# RECORD EXCERPTS:
---*---

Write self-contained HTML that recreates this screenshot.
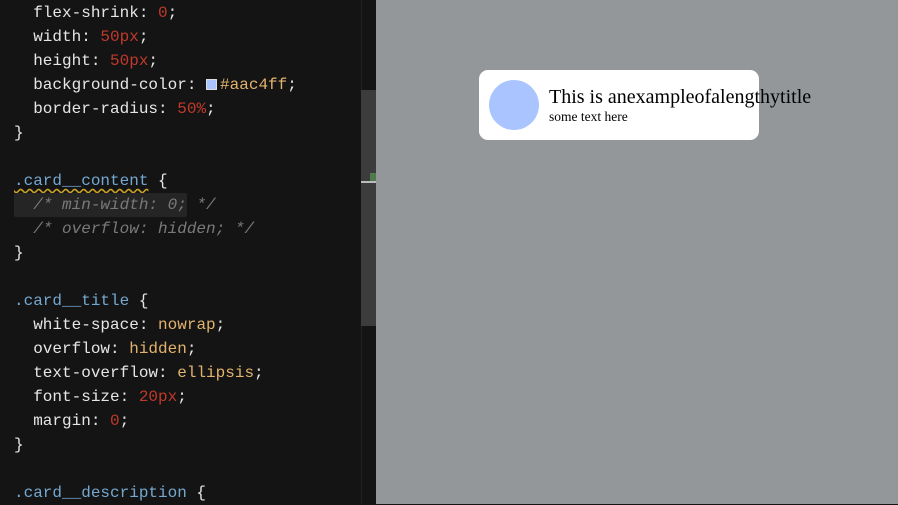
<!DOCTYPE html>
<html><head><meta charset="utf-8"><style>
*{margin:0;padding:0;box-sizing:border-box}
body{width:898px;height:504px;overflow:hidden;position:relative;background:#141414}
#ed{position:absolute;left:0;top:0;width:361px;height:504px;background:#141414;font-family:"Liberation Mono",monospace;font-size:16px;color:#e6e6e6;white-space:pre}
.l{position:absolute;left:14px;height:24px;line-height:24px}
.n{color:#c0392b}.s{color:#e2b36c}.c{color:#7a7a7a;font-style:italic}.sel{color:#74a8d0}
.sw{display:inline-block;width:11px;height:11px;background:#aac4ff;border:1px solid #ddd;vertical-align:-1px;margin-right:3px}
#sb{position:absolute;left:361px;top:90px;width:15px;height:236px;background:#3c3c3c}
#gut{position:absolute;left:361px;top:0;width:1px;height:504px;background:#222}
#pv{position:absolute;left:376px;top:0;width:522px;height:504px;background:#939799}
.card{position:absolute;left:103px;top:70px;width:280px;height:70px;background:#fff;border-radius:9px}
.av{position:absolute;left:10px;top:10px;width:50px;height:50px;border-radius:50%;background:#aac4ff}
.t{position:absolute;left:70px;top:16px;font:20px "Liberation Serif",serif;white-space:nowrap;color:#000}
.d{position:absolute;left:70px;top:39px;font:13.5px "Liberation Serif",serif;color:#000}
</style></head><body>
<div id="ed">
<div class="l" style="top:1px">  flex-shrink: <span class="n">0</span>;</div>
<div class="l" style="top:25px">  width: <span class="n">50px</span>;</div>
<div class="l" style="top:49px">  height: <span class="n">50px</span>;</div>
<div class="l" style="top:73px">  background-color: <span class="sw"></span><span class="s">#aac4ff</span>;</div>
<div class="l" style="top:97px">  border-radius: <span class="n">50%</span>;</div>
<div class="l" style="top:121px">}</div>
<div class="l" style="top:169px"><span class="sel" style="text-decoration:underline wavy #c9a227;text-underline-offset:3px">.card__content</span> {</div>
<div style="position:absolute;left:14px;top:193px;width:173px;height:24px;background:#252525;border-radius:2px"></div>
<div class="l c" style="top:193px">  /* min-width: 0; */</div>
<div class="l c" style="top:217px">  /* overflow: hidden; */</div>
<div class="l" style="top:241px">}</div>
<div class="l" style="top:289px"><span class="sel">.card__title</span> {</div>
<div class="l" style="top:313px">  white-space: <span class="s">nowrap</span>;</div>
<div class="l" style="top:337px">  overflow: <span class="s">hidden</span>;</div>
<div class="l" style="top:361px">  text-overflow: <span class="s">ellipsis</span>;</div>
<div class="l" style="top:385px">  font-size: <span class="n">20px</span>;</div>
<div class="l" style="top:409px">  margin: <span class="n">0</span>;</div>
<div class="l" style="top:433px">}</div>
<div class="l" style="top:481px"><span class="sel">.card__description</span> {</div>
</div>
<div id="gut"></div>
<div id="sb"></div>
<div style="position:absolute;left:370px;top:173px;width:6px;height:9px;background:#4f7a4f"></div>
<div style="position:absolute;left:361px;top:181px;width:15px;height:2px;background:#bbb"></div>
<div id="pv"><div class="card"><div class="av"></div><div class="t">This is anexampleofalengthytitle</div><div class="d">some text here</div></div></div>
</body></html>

---*---

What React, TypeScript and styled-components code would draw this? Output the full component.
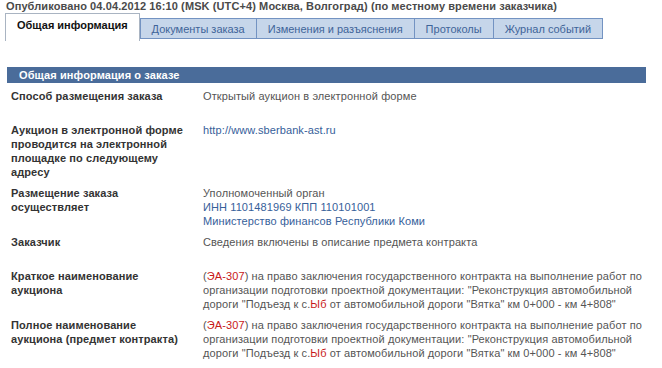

---*---

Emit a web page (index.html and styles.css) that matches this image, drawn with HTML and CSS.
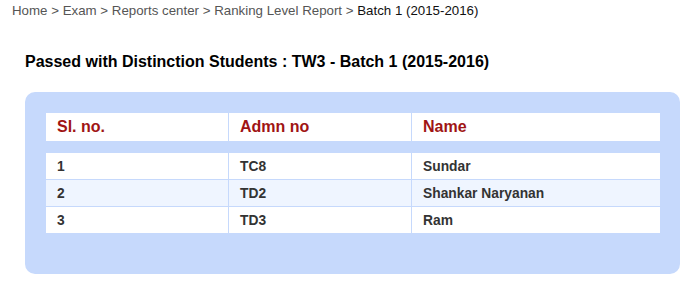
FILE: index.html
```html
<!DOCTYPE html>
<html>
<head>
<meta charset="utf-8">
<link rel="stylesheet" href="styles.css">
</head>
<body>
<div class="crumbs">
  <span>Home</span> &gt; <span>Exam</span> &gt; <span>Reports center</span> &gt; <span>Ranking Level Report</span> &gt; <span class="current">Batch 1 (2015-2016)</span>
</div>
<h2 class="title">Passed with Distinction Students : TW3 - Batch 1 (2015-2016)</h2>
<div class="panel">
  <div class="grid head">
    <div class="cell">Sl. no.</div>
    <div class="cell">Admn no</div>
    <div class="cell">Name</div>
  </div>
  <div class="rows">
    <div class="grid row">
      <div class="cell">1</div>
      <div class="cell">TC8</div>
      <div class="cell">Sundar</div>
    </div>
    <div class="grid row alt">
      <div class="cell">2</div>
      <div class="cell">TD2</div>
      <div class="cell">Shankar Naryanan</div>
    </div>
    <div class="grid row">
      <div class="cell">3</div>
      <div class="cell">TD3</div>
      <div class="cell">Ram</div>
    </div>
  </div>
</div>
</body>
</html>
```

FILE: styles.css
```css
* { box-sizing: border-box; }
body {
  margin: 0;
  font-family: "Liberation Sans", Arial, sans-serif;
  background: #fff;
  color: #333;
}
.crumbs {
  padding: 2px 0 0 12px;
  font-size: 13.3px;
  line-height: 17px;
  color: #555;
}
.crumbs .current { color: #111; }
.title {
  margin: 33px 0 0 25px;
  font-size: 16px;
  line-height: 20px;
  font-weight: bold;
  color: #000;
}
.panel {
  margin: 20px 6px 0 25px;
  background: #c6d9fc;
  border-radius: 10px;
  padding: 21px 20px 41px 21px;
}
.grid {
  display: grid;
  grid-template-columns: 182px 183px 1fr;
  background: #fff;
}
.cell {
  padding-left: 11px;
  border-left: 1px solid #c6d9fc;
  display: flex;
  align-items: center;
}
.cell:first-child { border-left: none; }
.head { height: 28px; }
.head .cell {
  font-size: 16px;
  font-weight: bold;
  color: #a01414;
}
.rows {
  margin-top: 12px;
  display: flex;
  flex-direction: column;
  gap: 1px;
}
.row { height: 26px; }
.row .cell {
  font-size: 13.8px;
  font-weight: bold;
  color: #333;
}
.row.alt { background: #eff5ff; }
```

---*---

# TASK DIRECTIONS:
Give only the number of lines in the data that hold the word "styles".

# THE RESPONSE:
3